#### Task data ####

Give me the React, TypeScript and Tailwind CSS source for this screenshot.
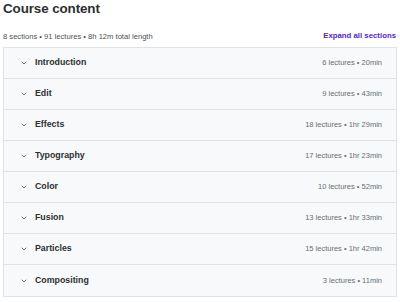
import React from "react";

type Section = {
  title: string;
  meta: string;
};

const sections: Section[] = [
  { title: "Introduction", meta: "6 lectures • 20min" },
  { title: "Edit", meta: "9 lectures • 43min" },
  { title: "Effects", meta: "18 lectures • 1hr 29min" },
  { title: "Typography", meta: "17 lectures • 1hr 23min" },
  { title: "Color", meta: "10 lectures • 52min" },
  { title: "Fusion", meta: "13 lectures • 1hr 33min" },
  { title: "Particles", meta: "15 lectures • 1hr 42min" },
  { title: "Compositing", meta: "3 lectures • 11min" },
];

const Chevron = () => (
  <svg width="6" height="4" viewBox="0 0 6 4" fill="none" className="shrink-0">
    <path d="M1 1 L3 3 L5 1" stroke="#6a6f73" strokeWidth="0.9" strokeLinecap="round" strokeLinejoin="round" />
  </svg>
);

const App = () => {
  return (
    <div
      className="w-[400px] h-[302px] bg-white px-[3px] text-[#2d2f31] overflow-hidden"
      style={{ fontFamily: '"Liberation Sans", Arial, sans-serif' }}
    >
      <h2 className="text-[13.4px] font-bold leading-[18px] tracking-[-0.1px]">Course content</h2>
      <div className="flex justify-between items-end mt-[12px] h-[12px]">
        <span className="text-[7.6px] text-[#4d5154]">
          8 sections • 91 lectures • 8h 12m total length
        </span>
        <button className="text-[7.8px] font-bold text-[#5624d0] mr-[1px]">Expand all sections</button>
      </div>
      <div className="mt-[5px] border border-[#dfe3e6] w-[394px]">
        {sections.map((s, i) => (
          <div
            key={s.title}
            className={`h-[31px] flex items-center bg-[#f7f9fa] pl-[17px] pr-[14px] ${
              i < sections.length - 1 ? "border-b border-[#dfe3e6]" : ""
            }`}
          >
            <Chevron />
            <span className="ml-[8px] text-[8.8px] font-bold text-[#2d2f31]">{s.title}</span>
            <span className="ml-auto text-[7.5px] text-[#6a6f73]">{s.meta}</span>
          </div>
        ))}
      </div>
    </div>
  );
};

export default App;
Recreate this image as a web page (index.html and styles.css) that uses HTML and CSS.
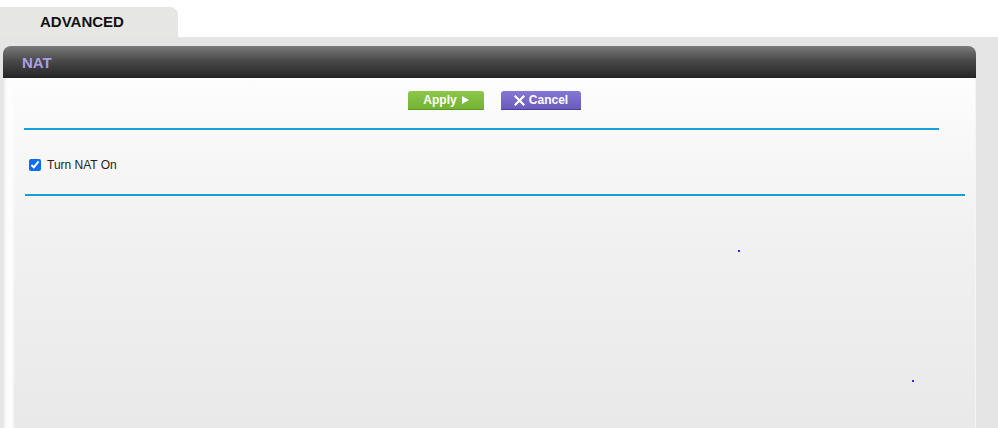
FILE: index.html
```html
<!DOCTYPE html>
<html>
<head>
<meta charset="utf-8">
<link rel="stylesheet" href="styles.css">
</head>
<body>
<div class="tabs">
  <div class="tab">ADVANCED</div>
</div>
<div class="stage">
  <div class="panel">
    <div class="panel-head">NAT</div>
    <div class="panel-body">
      <div class="buttons">
        <button class="btn apply">Apply <span class="tri"></span></button>
        <button class="btn cancel"><svg class="x" width="11" height="11" viewBox="0 0 11 11"><path d="M1.5 1.5L9.5 9.5M9.5 1.5L1.5 9.5" stroke="#fff" stroke-width="2.2" stroke-linecap="square"/></svg>Cancel</button>
      </div>
      <div class="rule rule1"></div>
      <label class="opt"><input type="checkbox" checked> Turn NAT On</label>
      <div class="rule rule2"></div>
      <span class="dot dot1"></span>
      <span class="dot dot2"></span>
    </div>
  </div>
</div>
</body>
</html>
```
FILE: styles.css
```css
html, body { margin: 0; padding: 0; }
body {
  width: 998px;
  height: 428px;
  overflow: hidden;
  background: #fff;
  font-family: "Liberation Sans", Arial, sans-serif;
}
.tabs {
  height: 37px;
  padding-top: 7px;
  box-sizing: border-box;
}
.tab {
  width: 178px;
  height: 30px;
  background: #e6e6e4;
  border-top-right-radius: 8px;
  font-size: 15px;
  font-weight: bold;
  color: #111;
  box-sizing: border-box;
  padding: 6px 0 0 40px;
}
.stage {
  background: #e5e5e5;
  height: 391px;
  padding: 9px 22px 0 3px;
  box-sizing: border-box;
}
.panel {
  width: 973px;
  height: 382px;
  display: flex;
  flex-direction: column;
}
.panel-head {
  height: 32px;
  background: linear-gradient(#7a7a7a 0%, #4a4a4a 45%, #252525 100%);
  border-radius: 8px 8px 0 0;
  color: #aaa0e4;
  font-size: 15px;
  font-weight: bold;
  padding: 8px 0 0 19px;
  box-sizing: border-box;
}
.panel-body {
  flex: 1;
  position: relative;
  background: linear-gradient(90deg, #e9e9e9 0px, #fdfdfd 4px, #fdfdfd 9px, rgba(255,255,255,0) 12px),
              linear-gradient(#fdfdfd 0%, #f1f1f1 45%, #e9e9e9 100%);
  border-right: 1px solid #f5f5f5;
  padding-top: 13px;
  box-sizing: border-box;
}
.buttons {
  display: flex;
  gap: 17px;
  padding-left: 405px;
}
.btn {
  height: 19px;
  border: none;
  border-radius: 3px 3px 0 0;
  color: #fff;
  font-family: "Liberation Sans", Arial, sans-serif;
  font-size: 12px;
  font-weight: bold;
  padding: 0;
  display: flex;
  align-items: center;
  justify-content: center;
}
.apply {
  width: 76px;
  background: linear-gradient(#8cc64a, #74b334);
  border-bottom: 1px solid #5a9a25;
}
.cancel {
  width: 80px;
  background: linear-gradient(#8577d4, #6a5bbd);
  border-bottom: 1px solid #4e3f9c;
  gap: 4px;
}
.tri {
  display: inline-block;
  width: 0; height: 0;
  border-left: 7px solid #fff;
  border-top: 4.5px solid transparent;
  border-bottom: 4.5px solid transparent;
  margin-left: 5px;
}
.x { display: block; }
.rule {
  height: 2px;
  background: #169fd3;
}
.rule1 {
  margin: 18px 0 0 21px;
  width: 915px;
}
.opt {
  display: flex;
  align-items: center;
  margin: 28px 0 0 26px;
  font-size: 12px;
  color: #222;
  height: 14px;
}
.opt input {
  width: 12px;
  height: 12px;
  margin: 0 6px 0 0;
  accent-color: #0b6ef0;
}
.rule2 {
  margin: 22px 0 0 22px;
  width: 940px;
}
.dot {
  position: absolute;
  width: 2px;
  height: 2px;
  background: #2a2ad6;
}
.dot1 { left: 735px; top: 172px; }
.dot2 { left: 909px; top: 302px; }
```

####

• **Task to complete**
Exclude the pictures, and transcribe all of the material exactly.

• **Completed exercise**
Give me the React, TypeScript and Tailwind CSS source for this screenshot.
import React from "react";

type Section = {
  title: string;
  meta: string;
};

const sections: Section[] = [
  { title: "Introduction", meta: "6 lectures • 20min" },
  { title: "Edit", meta: "9 lectures • 43min" },
  { title: "Effects", meta: "18 lectures • 1hr 29min" },
  { title: "Typography", meta: "17 lectures • 1hr 23min" },
  { title: "Color", meta: "10 lectures • 52min" },
  { title: "Fusion", meta: "13 lectures • 1hr 33min" },
  { title: "Particles", meta: "15 lectures • 1hr 42min" },
  { title: "Compositing", meta: "3 lectures • 11min" },
];

const Chevron = () => (
  <svg width="6" height="4" viewBox="0 0 6 4" fill="none" className="shrink-0">
    <path d="M1 1 L3 3 L5 1" stroke="#6a6f73" strokeWidth="0.9" strokeLinecap="round" strokeLinejoin="round" />
  </svg>
);

const App = () => {
  return (
    <div
      className="w-[400px] h-[302px] bg-white px-[3px] text-[#2d2f31] overflow-hidden"
      style={{ fontFamily: '"Liberation Sans", Arial, sans-serif' }}
    >
      <h2 className="text-[13.4px] font-bold leading-[18px] tracking-[-0.1px]">Course content</h2>
      <div className="flex justify-between items-end mt-[12px] h-[12px]">
        <span className="text-[7.6px] text-[#4d5154]">
          8 sections • 91 lectures • 8h 12m total length
        </span>
        <button className="text-[7.8px] font-bold text-[#5624d0] mr-[1px]">Expand all sections</button>
      </div>
      <div className="mt-[5px] border border-[#dfe3e6] w-[394px]">
        {sections.map((s, i) => (
          <div
            key={s.title}
            className={`h-[31px] flex items-center bg-[#f7f9fa] pl-[17px] pr-[14px] ${
              i < sections.length - 1 ? "border-b border-[#dfe3e6]" : ""
            }`}
          >
            <Chevron />
            <span className="ml-[8px] text-[8.8px] font-bold text-[#2d2f31]">{s.title}</span>
            <span className="ml-auto text-[7.5px] text-[#6a6f73]">{s.meta}</span>
          </div>
        ))}
      </div>
    </div>
  );
};

export default App;
Recreate this image as a web page (index.html and styles.css) that uses HTML and CSS.
FILE: index.html
```html
<!DOCTYPE html>
<html>
<head>
<meta charset="utf-8">
<link rel="stylesheet" href="styles.css">
</head>
<body>
<div class="tabs">
  <div class="tab">ADVANCED</div>
</div>
<div class="stage">
  <div class="panel">
    <div class="panel-head">NAT</div>
    <div class="panel-body">
      <div class="buttons">
        <button class="btn apply">Apply <span class="tri"></span></button>
        <button class="btn cancel"><svg class="x" width="11" height="11" viewBox="0 0 11 11"><path d="M1.5 1.5L9.5 9.5M9.5 1.5L1.5 9.5" stroke="#fff" stroke-width="2.2" stroke-linecap="square"/></svg>Cancel</button>
      </div>
      <div class="rule rule1"></div>
      <label class="opt"><input type="checkbox" checked> Turn NAT On</label>
      <div class="rule rule2"></div>
      <span class="dot dot1"></span>
      <span class="dot dot2"></span>
    </div>
  </div>
</div>
</body>
</html>
```
FILE: styles.css
```css
html, body { margin: 0; padding: 0; }
body {
  width: 998px;
  height: 428px;
  overflow: hidden;
  background: #fff;
  font-family: "Liberation Sans", Arial, sans-serif;
}
.tabs {
  height: 37px;
  padding-top: 7px;
  box-sizing: border-box;
}
.tab {
  width: 178px;
  height: 30px;
  background: #e6e6e4;
  border-top-right-radius: 8px;
  font-size: 15px;
  font-weight: bold;
  color: #111;
  box-sizing: border-box;
  padding: 6px 0 0 40px;
}
.stage {
  background: #e5e5e5;
  height: 391px;
  padding: 9px 22px 0 3px;
  box-sizing: border-box;
}
.panel {
  width: 973px;
  height: 382px;
  display: flex;
  flex-direction: column;
}
.panel-head {
  height: 32px;
  background: linear-gradient(#7a7a7a 0%, #4a4a4a 45%, #252525 100%);
  border-radius: 8px 8px 0 0;
  color: #aaa0e4;
  font-size: 15px;
  font-weight: bold;
  padding: 8px 0 0 19px;
  box-sizing: border-box;
}
.panel-body {
  flex: 1;
  position: relative;
  background: linear-gradient(90deg, #e9e9e9 0px, #fdfdfd 4px, #fdfdfd 9px, rgba(255,255,255,0) 12px),
              linear-gradient(#fdfdfd 0%, #f1f1f1 45%, #e9e9e9 100%);
  border-right: 1px solid #f5f5f5;
  padding-top: 13px;
  box-sizing: border-box;
}
.buttons {
  display: flex;
  gap: 17px;
  padding-left: 405px;
}
.btn {
  height: 19px;
  border: none;
  border-radius: 3px 3px 0 0;
  color: #fff;
  font-family: "Liberation Sans", Arial, sans-serif;
  font-size: 12px;
  font-weight: bold;
  padding: 0;
  display: flex;
  align-items: center;
  justify-content: center;
}
.apply {
  width: 76px;
  background: linear-gradient(#8cc64a, #74b334);
  border-bottom: 1px solid #5a9a25;
}
.cancel {
  width: 80px;
  background: linear-gradient(#8577d4, #6a5bbd);
  border-bottom: 1px solid #4e3f9c;
  gap: 4px;
}
.tri {
  display: inline-block;
  width: 0; height: 0;
  border-left: 7px solid #fff;
  border-top: 4.5px solid transparent;
  border-bottom: 4.5px solid transparent;
  margin-left: 5px;
}
.x { display: block; }
.rule {
  height: 2px;
  background: #169fd3;
}
.rule1 {
  margin: 18px 0 0 21px;
  width: 915px;
}
.opt {
  display: flex;
  align-items: center;
  margin: 28px 0 0 26px;
  font-size: 12px;
  color: #222;
  height: 14px;
}
.opt input {
  width: 12px;
  height: 12px;
  margin: 0 6px 0 0;
  accent-color: #0b6ef0;
}
.rule2 {
  margin: 22px 0 0 22px;
  width: 940px;
}
.dot {
  position: absolute;
  width: 2px;
  height: 2px;
  background: #2a2ad6;
}
.dot1 { left: 735px; top: 172px; }
.dot2 { left: 909px; top: 302px; }
```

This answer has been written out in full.